A Statement of Facts about the School Referendum By the Monona Grove School Board March 27, 2006

In recent weeks there has been a great deal of debate about the upcoming Monona Grove School District referendum. The Monona Grove School Board has attempted to provide accurate information on this matter so that residents can make an informed decision when they vote on this matter on April 4th. There has also been significant misinformation advanced by individuals that has led to rumors and uncertainty. The purpose of this correspondence is to address some of these issues, so residents can make their decision based on accurate information.

Why haven’t other options been considered?

The School Board and the Monona Grove communities have been reviewing several options for many years. This referendum has been advanced as a compromise solution to the facilities issue that has been debated for years. Although we recognize that individuals may find aspects of the proposal they dislike, it is our hope that the public will view this matter from a “big picture” lens.

Does it represent a fair compromise to this issue that will resolve this long debated issue?

We believe it does.

Why aren’t certain costs for the new middle school included in the estimates?

The main issue that continues to be questioned is that of the development of roads for this project. These costs were removed from the referendum in an attempt to keep the total costs as low as possible. We believe that the expenses for the construction of roads will be met by a combination of working cooperatively with the elected officials from Cottage Grove, along with the potential to sell off a portion of district-owned land to developers to help defray the cost of road construction. The school district has already held discussions with local government officials about these costs, and we anticipate further talks as we progress toward the middle school's opening in the fall of 2008.
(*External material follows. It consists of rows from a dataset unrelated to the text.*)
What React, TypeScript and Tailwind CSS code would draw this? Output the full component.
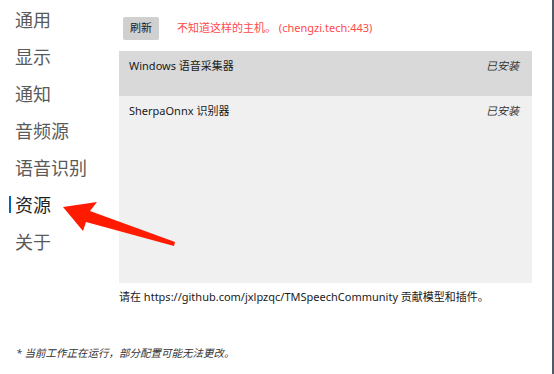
const navItems = ['通用', '显示', '通知', '音频源', '语音识别', '资源', '关于'];

const resources = [
  { name: 'Windows 语音采集器', status: '已安装', active: true },
  { name: 'SherpaOnnx 识别器', status: '已安装', active: false },
];

export default function App() {
  return (
    <div className="relative flex h-[374px] w-[554px] overflow-hidden bg-white font-['Noto_Sans','Noto_Sans_CJK_SC',sans-serif] text-[#1a1a1a]">
      <div className="flex flex-1 flex-col">
        <div className="flex flex-1">
          {/* 左侧导航 */}
          <nav className="flex w-[119px] shrink-0 flex-col pt-[1px]">
            {navItems.map((item) => (
              <div key={item} className="relative flex h-[37px] items-center pl-[15px]">
                {item === '资源' && (
                  <span className="absolute left-[9px] top-[10px] h-[17px] w-[2px] bg-[#0067c0]" />
                )}
                <span
                  className={
                    item === '资源'
                      ? 'text-[18px] leading-none text-[#1f1f1f]'
                      : 'text-[18px] leading-none text-[#5a5a5a]'
                  }
                >
                  {item}
                </span>
              </div>
            ))}
          </nav>

          {/* 资源面板 */}
          <main className="flex w-[413px] shrink-0 flex-col pt-[17px]">
            <div className="flex items-center gap-[18px] pl-[4px]">
              <button className="h-[23px] w-[36px] rounded-[2px] bg-[#d0d0d0] text-[11px] text-[#1a1a1a]">
                刷新
              </button>
              <span className="text-[11px] text-[#ff4a4a]">不知道这样的主机。 (chengzi.tech:443)</span>
            </div>

            <div className="mt-[11px] h-[232px] bg-[#f0f0f0]">
              {resources.map((r) => (
                <div
                  key={r.name}
                  className={
                    r.active
                      ? 'flex h-[45px] items-start justify-between bg-[#d9d9d9] pl-[10px] pr-[13px] pt-[7px]'
                      : 'flex h-[45px] items-start justify-between pl-[10px] pr-[13px] pt-[7px]'
                  }
                >
                  <span className="text-[11px] leading-[16px]">{r.name}</span>
                  <span className="text-[11px] italic leading-[16px] text-[#333]">{r.status}</span>
                </div>
              ))}
            </div>

            <p className="mt-[6px] text-[11px] leading-[16px]">
              请在 https://github.com/jxlpzqc/TMSpeechCommunity 贡献模型和插件。
            </p>
          </main>
        </div>

        <p className="mb-[13px] pl-[16px] text-[10.5px] italic leading-[16px] text-[#333]">
          * 当前工作正在运行，部分配置可能无法更改。
        </p>
      </div>

      {/* 窗口右边框 */}
      <div className="ml-auto w-[2px] shrink-0 bg-[#4f5a66]" />

      {/* 标注箭头 */}
      <svg className="pointer-events-none absolute left-0 top-0" width="554" height="374" viewBox="0 0 554 374">
        <polygon
          points="63,207 97,202 90,211 175,242 174,246 86,222 83,231"
          fill="#ff1a00"
        />
      </svg>
    </div>
  );
}
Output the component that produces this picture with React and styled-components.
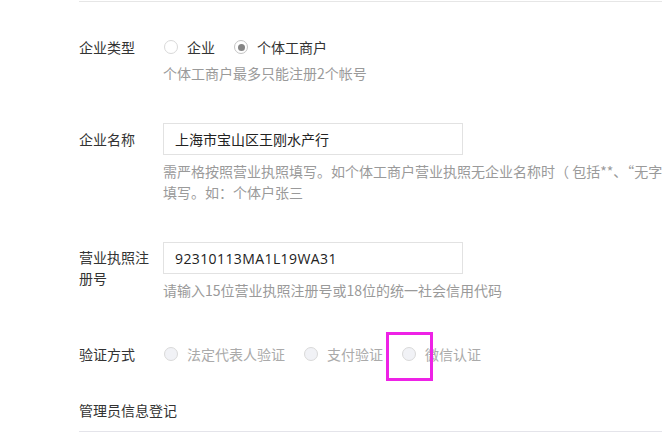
import React from 'react'
import styled, { createGlobalStyle } from 'styled-components'

const GlobalStyle = createGlobalStyle`
  body {
    margin: 0;
    background: #fff;
    font-family: "Microsoft YaHei", "Noto Sans CJK SC", "Noto Sans", sans-serif;
    font-size: 14px;
    color: #333;
  }
`

const App = () => (
  <Page>
    <GlobalStyle />
    <Rule />
    <Row gap={35}>
      <Label>企业类型</Label>
      <Field>
        <RadioGroup>
          <Option>
            <Radio />
            企业
          </Option>
          <Option>
            <Radio checked />
            个体工商户
          </Option>
        </RadioGroup>
        <Hint>个体工商户最多只能注册2个帐号</Hint>
      </Field>
    </Row>

    <Row gap={40}>
      <Label tall>企业名称</Label>
      <Field>
        <Input defaultValue="上海市宝山区王刚水产行" />
        <Hint wide>
          需严格按照营业执照填写。如个体工商户营业执照无企业名称时（ 包括**、“无字号”、“空白”等），请按照“个体户+经营者姓名”
          <br />
          填写。如：个体户张三
        </Hint>
      </Field>
    </Row>

    <Row gap={39}>
      <Label wrap>营业执照注册号</Label>
      <Field>
        <Input latin defaultValue="92310113MA1L19WA31" />
        <Hint>请输入15位营业执照注册号或18位的统一社会信用代码</Hint>
      </Field>
    </Row>

    <Row gap={44}>
      <Label>验证方式</Label>
      <Field>
        <RadioGroup>
          <Option disabled>
            <Radio disabled />
            法定代表人验证
          </Option>
          <Option disabled>
            <Radio disabled />
            支付验证
          </Option>
          <Option disabled>
            <Radio disabled />
            微信认证
            <Highlight />
          </Option>
        </RadioGroup>
      </Field>
    </Row>

    <Title>管理员信息登记</Title>
    <Rule bottom />
  </Page>
)

export default App

const Page = styled.div`
  padding: 1px 0 0 79px;
  width: 662px;
  height: 440px;
  box-sizing: border-box;
  overflow: hidden;
`

const Rule = styled.div`
  border-top: 1px solid ${p => (p.bottom ? '#e4e4ea' : '#e6e6e6')};
  margin-top: ${p => (p.bottom ? '11px' : '0')};
`

const Row = styled.div`
  display: flex;
  margin-top: ${p => p.gap}px;
`

const Label = styled.div`
  width: 84px;
  flex-shrink: 0;
  box-sizing: border-box;
  padding-right: 12px;
  color: #333;
  line-height: ${p => (p.tall ? '32px' : p.wrap ? '21px' : '20px')};
  padding-top: ${p => (p.wrap ? '5px' : '0')};
`

const Field = styled.div`
  flex: 1;
  min-width: 0;
`

const RadioGroup = styled.div`
  display: flex;
  align-items: center;
  gap: 18px;
  line-height: 20px;
`

const Option = styled.label`
  position: relative;
  display: flex;
  align-items: center;
  color: ${p => (p.disabled ? '#aaa' : '#333')};
  white-space: nowrap;
`

const Radio = styled.span`
  width: 14px;
  height: 14px;
  box-sizing: border-box;
  border-radius: 50%;
  border: 1px solid ${p => (p.checked ? '#c4c4c4' : '#d9d9d9')};
  background: ${p => (p.disabled ? '#f1f2f6' : '#fff')};
  margin: 0 9px 0 1px;
  display: flex;
  align-items: center;
  justify-content: center;
  &::after {
    content: '';
    display: ${p => (p.checked ? 'block' : 'none')};
    width: 7px;
    height: 7px;
    border-radius: 50%;
    background: #858585;
  }
`

const Input = styled.input`
  display: block;
  width: 300px;
  height: 32px;
  box-sizing: border-box;
  border: 1px solid #e2e2e2;
  padding: 0 11px;
  font: inherit;
  font-family: ${p =>
    p.latin ? '"Open Sans", "Noto Sans CJK SC", sans-serif' : 'inherit'};
  letter-spacing: ${p => (p.latin ? '0.4px' : '0')};
  font-size: 14px;
  color: #222;
  outline: none;
`

const Hint = styled.div`
  color: #9a9a9a;
  line-height: ${p => (p.wide ? '21px' : '20px')};
  margin-top: 6px;
  white-space: nowrap;
`

const Highlight = styled.span`
  position: absolute;
  left: -15px;
  top: -12px;
  width: 47px;
  height: 49px;
  box-sizing: border-box;
  border: 3px solid #ee22e6;
  pointer-events: none;
`

const Title = styled.div`
  margin-top: 36px;
  line-height: 20px;
  color: #333;
`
Will the final project, including the architect’s fees, be sent out to bid?

Following a successful referendum vote, the School Board will meet to establish the bidding process. Thus far, the planning and estimates are “conceptual.” The final project will undergo strict scrutiny, to include input from staff and residents, and then be bid out.

A recent flyer that was distributed indicated that the middle school building cost far exceeded the median middle school costs in total costs, square feet per student, etc. How accurate is this information?

The flyer cites figures from different regions of the country and these figures are from the 2005 construction year. For example, national schools built in the south and southwest are designed significantly different and require less square footage. These are often “open” schools that may not require hallways, cafeterias, and other educational space. To compare our costs and square footage with these is inaccurate and misleading. The costs that we have in the referendum include increased anticipated costs for inflation through 2007 when this facility will be constructed. Additionally, the costs cited in the flyer are construction costs only and do not include other associated costs that we have included, such as site improvements, furniture, fees, and related development costs. Simply put, the figures that are presented are manipulated to make our projected costs seem out of line.

There also was a claim that the proposed new middle school is significantly larger than the national average. Is this statement true?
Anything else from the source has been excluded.